The Lottery Where Everybody Wins

Blog Post
Feb. 9, 2010

In the past, we have put forward the idea of "prize-linked savings." Basically this is an attempt to induce more savings behavior among those least likely to save by introducing the element of chance into the equation--specifically the chance to win more money.

This "lottery-based" approach to savings has been practiced in the UK for many years, and has been promoted heavily at home by Peter Tufano of Harvard Business School and by the D2D Fund. However, in the US many states have laws on the books prohibiting competition with their own state-run lottery. And so this innovative attempt to promote savings (primarily among low-income households--who are least likely to save and most likely to play the lottery) has found hard ground when efforts have been made to seed it.

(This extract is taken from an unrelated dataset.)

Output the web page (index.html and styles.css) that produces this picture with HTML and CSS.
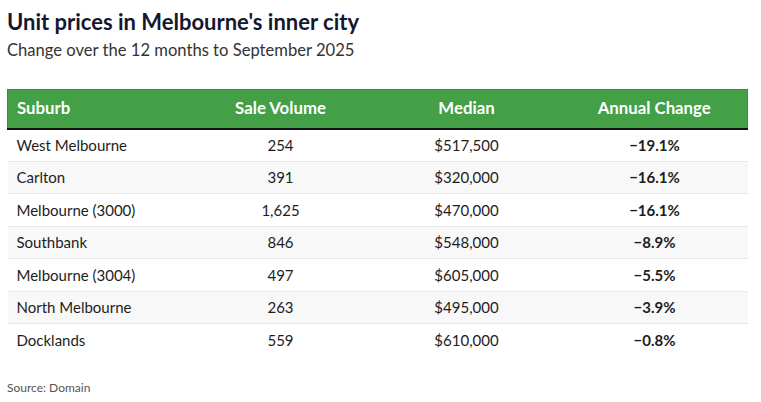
FILE: index.html
```html
<!DOCTYPE html>
<html lang="en">
<head>
<meta charset="utf-8">
<link rel="stylesheet" href="styles.css">
</head>
<body>
<div class="chart">
  <h1 class="title">Unit prices in Melbourne's inner city</h1>
  <p class="subtitle">Change over the 12 months to September 2025</p>
  <table class="data">
    <colgroup>
      <col class="c1"><col class="c2"><col class="c3"><col class="c4">
    </colgroup>
    <thead>
      <tr>
        <th class="left">Suburb</th>
        <th>Sale Volume</th>
        <th>Median</th>
        <th>Annual Change</th>
      </tr>
    </thead>
    <tbody>
      <tr><td class="left">West Melbourne</td><td>254</td><td>$517,500</td><td class="bold">−19.1%</td></tr>
      <tr><td class="left">Carlton</td><td>391</td><td>$320,000</td><td class="bold">−16.1%</td></tr>
      <tr><td class="left">Melbourne (3000)</td><td>1,625</td><td>$470,000</td><td class="bold">−16.1%</td></tr>
      <tr><td class="left">Southbank</td><td>846</td><td>$548,000</td><td class="bold">−8.9%</td></tr>
      <tr><td class="left">Melbourne (3004)</td><td>497</td><td>$605,000</td><td class="bold">−5.5%</td></tr>
      <tr><td class="left">North Melbourne</td><td>263</td><td>$495,000</td><td class="bold">−3.9%</td></tr>
      <tr><td class="left">Docklands</td><td>559</td><td>$610,000</td><td class="bold">−0.8%</td></tr>
    </tbody>
  </table>
  <p class="source">Source: Domain</p>
</div>
</body>
</html>
```

FILE: styles.css
```css
* { box-sizing: border-box; }
html, body { margin: 0; padding: 0; background: #fff; }
body { font-family: Lato, "Noto Sans", sans-serif; color: #1d1d1d; }
.chart { padding: 8px 14px 0 7px; }
.title { margin: 0; font-size: 22px; font-weight: 700; color: #15172e; line-height: 28px; }
.subtitle { margin: 2px 0 0 0; font-size: 16.6px; color: #333; line-height: 24px; }
.data { width: 740px; border-collapse: collapse; margin-top: 27px; table-layout: fixed; }
.c1 { width: 182px; }
.c2 { width: 182px; }
.c3 { width: 190px; }
.c4 { width: 186px; }
.data th { background: #43a047; color: #fff; font-size: 16.8px; font-weight: 700; height: 39px; padding: 0 9px 2px; text-align: center; border-bottom: 2px solid #111; border-top: 1px solid #3a8c3e; }
.data th:first-child { border-left: 1px solid #3a8c3e; }
.data th:last-child { border-right: 1px solid #3a8c3e; }
.data td { font-size: 15px; height: 32.5px; padding: 0 9px; text-align: center; border-bottom: 1px solid #e8e8e8; color: #1d1d1d; }
.data tbody tr:nth-child(even) td { background: #f8f8f8; }
.data tbody tr:last-child td { border-bottom: none; }
.data .left { text-align: left; }
.data .bold { font-weight: 700; }
.source { margin: 24px 0 0 0; font-size: 12px; color: #555; }
```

In spite of these difficulties, some promising efforts are underway to test this idea. Our colleague Anne Stuhldreher had an op-ed published on this topic in Sunday's Washington Post. She describes the results of a program in Michigan featuring credit unions, and a target demographic with high unemployment and low-incomes. Hardly a likely place for a success story, but the results have been remarkable: 

"Yet Save to Win produced stunning results. More than 11,000 Michigan residents opened accounts through the contest, saving $8.6 million throughout 2009. People can open the accounts -- they're like certificates of deposit -- with as little as $25. They need to keep their money in for at least a year and can make deposits as small as $1 as often as they like.

 

More than half of the participants said they hadn't saved regularly before opening their accounts. About 60 percent admitted they played the lottery during the past six months. And 44 percent earned less than $40,000."
 
It is exciting to see the results of this type of demonstration. Perhaps those numbers will make financial institutions, State regulators and legislators take note of what is possible when a little innovation and competition are applied to a public policy problem like low-savings rates.